Ainda criança, Mané foi proibido pelo pai de jogar futebol. Mas, em 2002, quando o Senegal se apresentou ao mundo no Mundial da Coreia e do Japão, o jovem senegalês viu que era aquilo que queria para si. E fugiu. Fugiu da aldeia onde vivia e foi até Dakar, mostrar-se a um clube da capital. A família, sem saber do adolescente, estava preocupada e, quando o encontrou, obrigou-o a voltar. Só na maioridade pôde ir, então, para a capital jogar futebol, começando muito tarde o seu percurso. 

A partir daqui, tudo foi feito de forma perfeita e se existe, nos desportos colectivos, um conceito para a carreira perfeita de um atleta, Sadio Mané pode bem ser um bom candidato a esse prémio.

Começou no Génération Foot, do seu país, como deve ser. Despertou o interesse europeu, viajou e começou por um clube modesto, como deve ser. Depois de um ano no Metz, subiu para um clube um pouco melhor, como deve ser. No RB Salzburgo, fez dois bons anos e subiu para um campeonato melhor, como deve ser. No Southampton, voltou a impressionar e, em dois anos, carimbou o passaporte para um “tubarão” europeu. Tudo foi feito como deve ser, passo a passo. E, passo a passo, Mané cresceu.

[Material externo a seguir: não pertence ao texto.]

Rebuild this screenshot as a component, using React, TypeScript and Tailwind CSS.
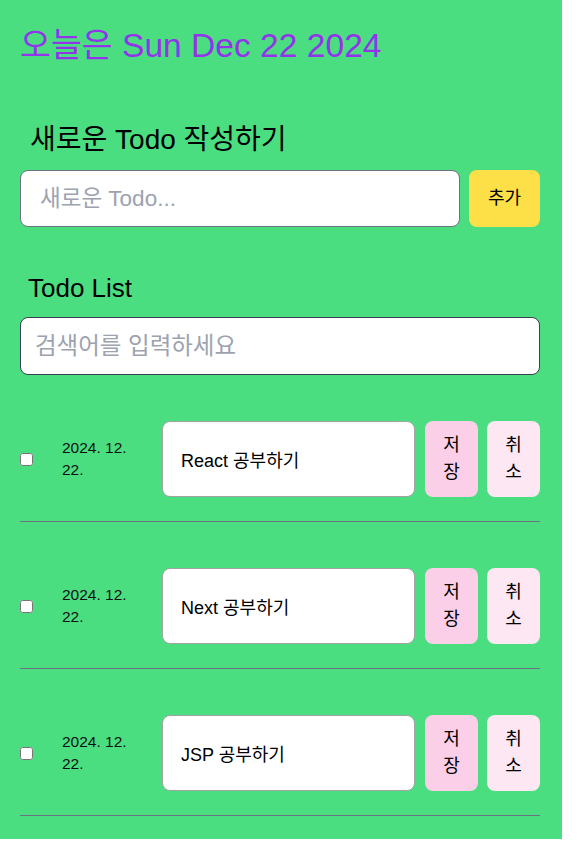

Nos últimos anos, em Inglaterra, sobretudo com Jürgen Klopp, no Liverpool, Sadio Mané passou de um extremo rápido, tecnicista e tímido – tanto na personalidade como na forma como (não) assumia responsabilidades no jogo da equipa – a um jogador-chave, finalizador de excelência e “abre-latas” para os momentos difíceis. Passou da sombra de Salah para deixar Salah na sombra. Passou de útil a essencial. Passou de um dos melhores a melhor. África é dele e o Liverpool não vive sem ele.

Todos os caminhos iam dar a Mané

Diz-se que o emergir de Mané, em 2019, tem relação de causalidade com alguma perda de protagonismo de Salah. É difícil negá-lo, mesmo numa equipa tão colectiva como o Liverpool, mas esta troca de protagonismo parece ter mais que ver com o aumento do de Mané (34 golos e 12 assistências em 2019), do que com a perda dele em Salah (26 golos e 19 assistências).

Como em todas as distinções individuais em desportos de equipa, existiu discussão em torno da ponderação a atribuir ao “triângulo” entre conquistas colectivas, estatísticas individuais e peso específico na equipa. Mas, neste ano, no prémio africano, este triângulo de análise levou a um só caminho: Sadio Mané.

A comparação com Salah foi, logo à partida, uma formalidade. Individualmente, Mané pareceu ser sempre mais capaz de participar, desbloquear e decidir os jogos do Liverpool – e as estatísticas comprovam-no. Colectivamente, jogando ambos no Liverpool, venceram os mesmos títulos de equipas – Liga dos Campeões, Mundial de Clubes e Supertaça Europeia. Em matéria de selecções, caso fosse preciso desempatar, Mané conduziu o Senegal à final da CAN, enquanto Salah foi eliminado bem mais cedo na competição. Discussão encerrada.

A disputa tornou-se, então, com Ryad Mahrez. Individualmente, o argelino não foi mais impressionante do que Mané, até pela desvantagem de jogar num Manchester City no qual, competindo com Bernardo Silva, não tem titularidade garantida, ao contrário de Mané no Liverpool.

O problema, para o senegalês, poderia ser que Mahrez não só o superou na Liga inglesa, sendo campeão, como – e sobretudo – o bateu na maior competição africana: a Argélia venceu o Senegal na final da CAN. Mas poucos ousaram considerar que o campeão de África tem mais valor do que o campeão da Europa e do mundo. Assim, todos os caminhos foram dar a Sadio Mané.